Language and Multimodal Models in Sports: A Survey of Datasets and Applications
Haotian Xia, Zhengbang Yang, Yun Zhao, Yuqing Wang, Jingxi Li, Rhys Tracy, Zhuangdi Zhu, Yuan-fang Wang, Hanjie Chen, Weining Shen
TL;DR
This survey addresses the need to synthesize NLP and multimodal resources in sports by organizing post-2020 datasets into language-based, multimodal, and convertible categories. It catalogs a broad set of datasets and associated tasks—from game prediction and NER to sports QA and video understanding—highlighting key benchmarks like SportsSum, SportQA, QASports, and VREN, and discussing implications for real-time processing and personalization.

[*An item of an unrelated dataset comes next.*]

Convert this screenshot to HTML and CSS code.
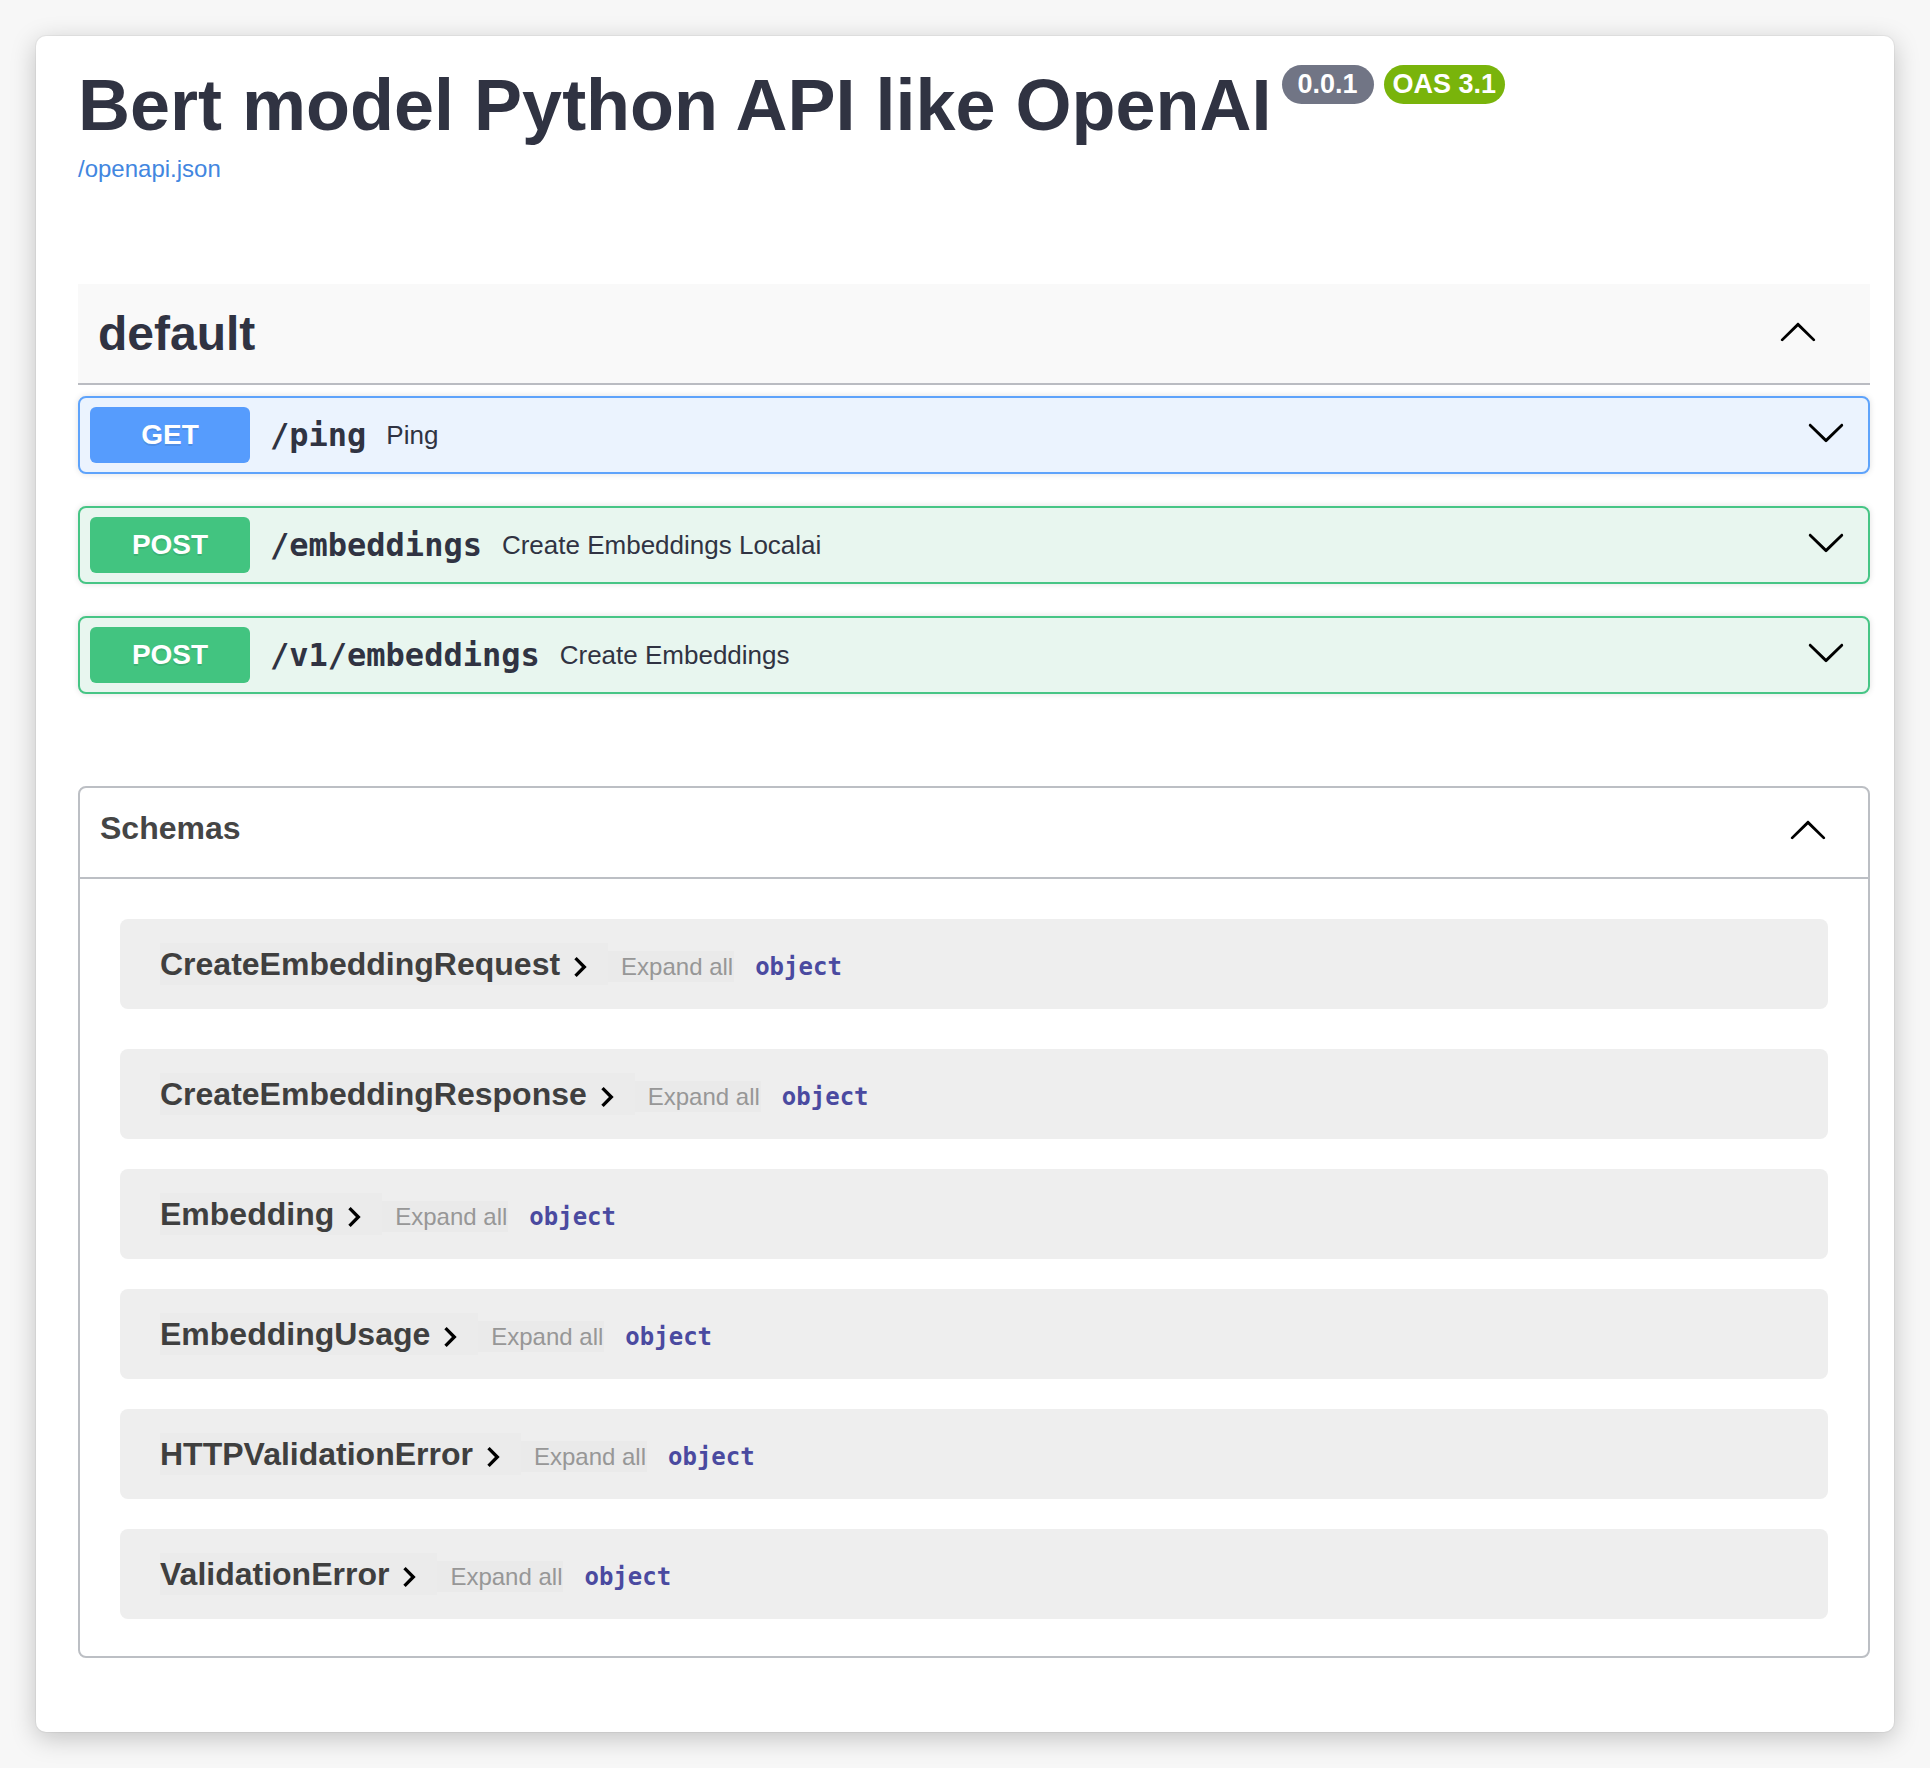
FILE: index.html
```html
<!DOCTYPE html>
<html lang="en">
<head>
<meta charset="utf-8">
<title>Bert model Python API like OpenAI</title>
<link rel="stylesheet" href="styles.css">
</head>
<body>
<div class="window">
  <div class="info">
    <h1 class="title">Bert model Python API like OpenAI<span class="badge badge-version">0.0.1</span><span class="badge badge-oas">OAS 3.1</span></h1>
    <div class="base-url"><a class="link" href="#">/openapi.json</a></div>
  </div>

  <section class="tag-section">
    <div class="tag-header">
      <h3 class="tag-name">default</h3>
      <svg class="arrow arrow-tag" viewBox="0 0 20 20" width="40" height="40"><path d="M17.418 14.908c.272.268.709.268.979 0s.271-.701 0-.969l-7.908-7.83c-.27-.268-.707-.268-.979 0l-7.908 7.83c-.27.268-.27.701 0 .969.271.268.709.268.979 0L10 7.767l7.418 7.141z"/></svg>
    </div>
    <div class="opblocks">
      <div class="opblock opblock-get">
        <span class="method">GET</span>
        <span class="path">/ping</span>
        <span class="desc">Ping</span>
        <svg class="arrow arrow-op" viewBox="0 0 20 20" width="40" height="40"><path d="M17.418 6.109c.272-.268.709-.268.979 0s.271.701 0 .969l-7.908 7.83c-.27.268-.707.268-.979 0l-7.908-7.83c-.27-.268-.27-.701 0-.969.271-.268.709-.268.979 0L10 13.25l7.418-7.141z"/></svg>
      </div>
      <div class="opblock opblock-post">
        <span class="method">POST</span>
        <span class="path">/embeddings</span>
        <span class="desc">Create Embeddings Localai</span>
        <svg class="arrow arrow-op" viewBox="0 0 20 20" width="40" height="40"><path d="M17.418 6.109c.272-.268.709-.268.979 0s.271.701 0 .969l-7.908 7.83c-.27.268-.707.268-.979 0l-7.908-7.83c-.27-.268-.27-.701 0-.969.271-.268.709-.268.979 0L10 13.25l7.418-7.141z"/></svg>
      </div>
      <div class="opblock opblock-post">
        <span class="method">POST</span>
        <span class="path">/v1/embeddings</span>
        <span class="desc">Create Embeddings</span>
        <svg class="arrow arrow-op" viewBox="0 0 20 20" width="40" height="40"><path d="M17.418 6.109c.272-.268.709-.268.979 0s.271.701 0 .969l-7.908 7.83c-.27.268-.707.268-.979 0l-7.908-7.83c-.27-.268-.27-.701 0-.969.271-.268.709-.268.979 0L10 13.25l7.418-7.141z"/></svg>
      </div>
    </div>
  </section>

  <section class="models">
    <div class="models-header">
      <h4 class="models-title">Schemas</h4>
      <svg class="arrow arrow-models" viewBox="0 0 20 20" width="40" height="40"><path d="M17.418 14.908c.272.268.709.268.979 0s.271-.701 0-.969l-7.908-7.83c-.27-.268-.707-.268-.979 0l-7.908 7.83c-.27.268-.27.701 0 .969.271.268.709.268.979 0L10 7.767l7.418 7.141z"/></svg>
    </div>
    <div class="model-list">
      <div class="model-row">
        <span class="model-title"><span class="model-name">CreateEmbeddingRequest</span><svg class="toggle" viewBox="0 0 24 24" width="40" height="40"><path d="M10 6L8.59 7.41 13.17 12l-4.58 4.59L10 18l6-6z"/></svg></span>
        <span class="expand">Expand all</span>
        <span class="prop-type">object</span>
      </div>
      <div class="model-row">
        <span class="model-title"><span class="model-name">CreateEmbeddingResponse</span><svg class="toggle" viewBox="0 0 24 24" width="40" height="40"><path d="M10 6L8.59 7.41 13.17 12l-4.58 4.59L10 18l6-6z"/></svg></span>
        <span class="expand">Expand all</span>
        <span class="prop-type">object</span>
      </div>
      <div class="model-row">
        <span class="model-title"><span class="model-name">Embedding</span><svg class="toggle" viewBox="0 0 24 24" width="40" height="40"><path d="M10 6L8.59 7.41 13.17 12l-4.58 4.59L10 18l6-6z"/></svg></span>
        <span class="expand">Expand all</span>
        <span class="prop-type">object</span>
      </div>
      <div class="model-row">
        <span class="model-title"><span class="model-name">EmbeddingUsage</span><svg class="toggle" viewBox="0 0 24 24" width="40" height="40"><path d="M10 6L8.59 7.41 13.17 12l-4.58 4.59L10 18l6-6z"/></svg></span>
        <span class="expand">Expand all</span>
        <span class="prop-type">object</span>
      </div>
      <div class="model-row">
        <span class="model-title"><span class="model-name">HTTPValidationError</span><svg class="toggle" viewBox="0 0 24 24" width="40" height="40"><path d="M10 6L8.59 7.41 13.17 12l-4.58 4.59L10 18l6-6z"/></svg></span>
        <span class="expand">Expand all</span>
        <span class="prop-type">object</span>
      </div>
      <div class="model-row">
        <span class="model-title"><span class="model-name">ValidationError</span><svg class="toggle" viewBox="0 0 24 24" width="40" height="40"><path d="M10 6L8.59 7.41 13.17 12l-4.58 4.59L10 18l6-6z"/></svg></span>
        <span class="expand">Expand all</span>
        <span class="prop-type">object</span>
      </div>
    </div>
  </section>
</div>
</body>
</html>
```

FILE: styles.css
```css
* {
  box-sizing: border-box;
}

html, body {
  margin: 0;
  padding: 0;
}

body {
  background: #f7f7f7;
  padding: 36px;
  font-family: "Liberation Sans", Arial, Helvetica, sans-serif;
  color: #303342;
}

.window {
  background: #ffffff;
  border-radius: 10px;
  box-shadow: 0 0 0 1px rgba(0, 0, 0, 0.04), 0 6px 26px rgba(0, 0, 0, 0.22);
  padding: 28px 24px 74px 42px;
}

/* ---------- info ---------- */
.info {
  margin-bottom: 101px;
}

.title {
  margin: 0;
  font-size: 72px;
  line-height: 82px;
  font-weight: 700;
  color: #303342;
}

.badge {
  display: inline-block;
  vertical-align: top;
  margin-top: 1px;
  height: 39px;
  line-height: 39px;
  font-size: 27px;
  font-weight: 700;
  color: #ffffff;
  border-radius: 40px;
}

.badge-version {
  margin-left: 10px;
  padding: 0 16px;
  background: #717585;
}

.badge-oas {
  margin-left: 10px;
  padding: 0 9px;
  background: #79b40b;
}

.base-url {
  margin-top: 9px;
  font-size: 24px;
  line-height: 28px;
}

.link {
  color: #4286e0;
  text-decoration: none;
}

/* ---------- tag section ---------- */
.tag-header {
  display: flex;
  align-items: center;
  justify-content: space-between;
  height: 101px;
  padding: 0 52px 0 20px;
  background: #f9f9f9;
  border-bottom: 2px solid rgba(59, 65, 81, 0.33);
  margin-bottom: 11px;
}

.tag-name {
  margin: 0;
  font-size: 48px;
  line-height: 55px;
  font-weight: 700;
  color: #303342;
}

.arrow {
  flex: none;
  fill: #000000;
}

.arrow-tag {
  margin-bottom: 6px;
}

.opblocks {
  display: flex;
  flex-direction: column;
  gap: 32px;
}

.opblock {
  display: flex;
  align-items: center;
  padding: 9px 10px;
  border: 2px solid #000;
  border-radius: 8px;
  box-shadow: 0 0 6px rgba(0, 0, 0, 0.12);
}

.opblock-get {
  background: #ebf3fe;
  border-color: #5ea3fb;
}

.opblock-get .method {
  background: #569cfd;
}

.opblock-post {
  background: #e8f6ef;
  border-color: #46c585;
}

.opblock-post .method {
  background: #42c480;
}

.method {
  flex: none;
  width: 160px;
  padding: 12px 0;
  font-size: 28px;
  line-height: 32px;
  font-weight: 700;
  text-align: center;
  color: #ffffff;
  border-radius: 6px;
  text-shadow: 0 2px 0 rgba(0, 0, 0, 0.1);
}

.path {
  padding: 0 20px;
  font-family: "DejaVu Sans Mono", "Liberation Mono", monospace;
  font-size: 32px;
  font-weight: 700;
  color: #303342;
}

.desc {
  flex: 1 1 auto;
  font-size: 26px;
  color: #303342;
}

.arrow-op {
  margin-right: 12px;
  margin-bottom: 6px;
}

/* ---------- models ---------- */
.models {
  margin-top: 92px;
  border: 2px solid #bcbfc4;
  border-radius: 8px;
}

.models-header {
  display: flex;
  align-items: center;
  justify-content: space-between;
  height: 91px;
  padding: 0 40px 8px 20px;
  border-bottom: 2px solid #bcbfc4;
}

.models-title {
  margin: 0;
  font-size: 32px;
  line-height: 37px;
  font-weight: 700;
  color: #454545;
}

.model-list {
  padding: 40px 40px 37px 40px;
}

.model-row {
  display: flex;
  align-items: baseline;
  height: 90px;
  padding: 24px 40px;
  background: #eeeeee;
  border-radius: 8px;
  margin-bottom: 30px;
}

.model-row:first-child {
  margin-bottom: 40px;
}

.model-row:last-child {
  margin-bottom: 0;
}

.model-title {
  display: inline-flex;
  align-items: center;
  height: 42px;
  padding-right: 8px;
  background: rgba(0, 0, 0, 0.012);
}

.model-name {
  font-size: 32px;
  line-height: 42px;
  font-weight: 700;
  color: #3f3f3f;
}

.toggle {
  flex: none;
  fill: #000000;
  margin-top: 6px;
}

.expand {
  padding: 2px 1px 2px 13px;
  font-size: 24px;
  line-height: 27px;
  color: #979797;
  background: rgba(0, 0, 0, 0.015);
}

.prop-type {
  margin-left: 21px;
  font-family: "DejaVu Sans Mono", "Liberation Mono", monospace;
  font-size: 24px;
  font-weight: 700;
  color: #4a4aa0;
}
```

The work identifies core challenges (data quality, diversity, privacy, and multimodal integration) and outlines opportunities for enthusiasts, professionals, and medical/rehabilitation domains. By mapping datasets to concrete applications and future directions, the paper provides a foundational resource for researchers and practitioners aiming to advance NLP and multimodal models in sports.
Abstract
Recent integration of Natural Language Processing (NLP) and multimodal models has advanced the field of sports analytics. This survey presents a comprehensive review of the datasets and applications driving these innovations post-2020. We overviewed and categorized datasets into three primary types: language-based, multimodal, and convertible datasets. Language-based and multimodal datasets are for tasks involving text or multimodality (e.g., text, video, audio), respectively. Convertible datasets, initially single-modal (video), can be enriched with additional annotations, such as explanations of actions and video descriptions, to become multimodal, offering future potential for richer and more diverse applications. Our study highlights the contributions of these datasets to various applications, from improving fan experiences to supporting tactical analysis and medical diagnostics. We also discuss the challenges and future directions in dataset development, emphasizing the need for diverse, high-quality data to support real-time processing and personalized user experiences. This survey provides a foundational resource for researchers and practitioners aiming to leverage NLP and multimodal models in sports, offering insights into current trends and future opportunities in the field.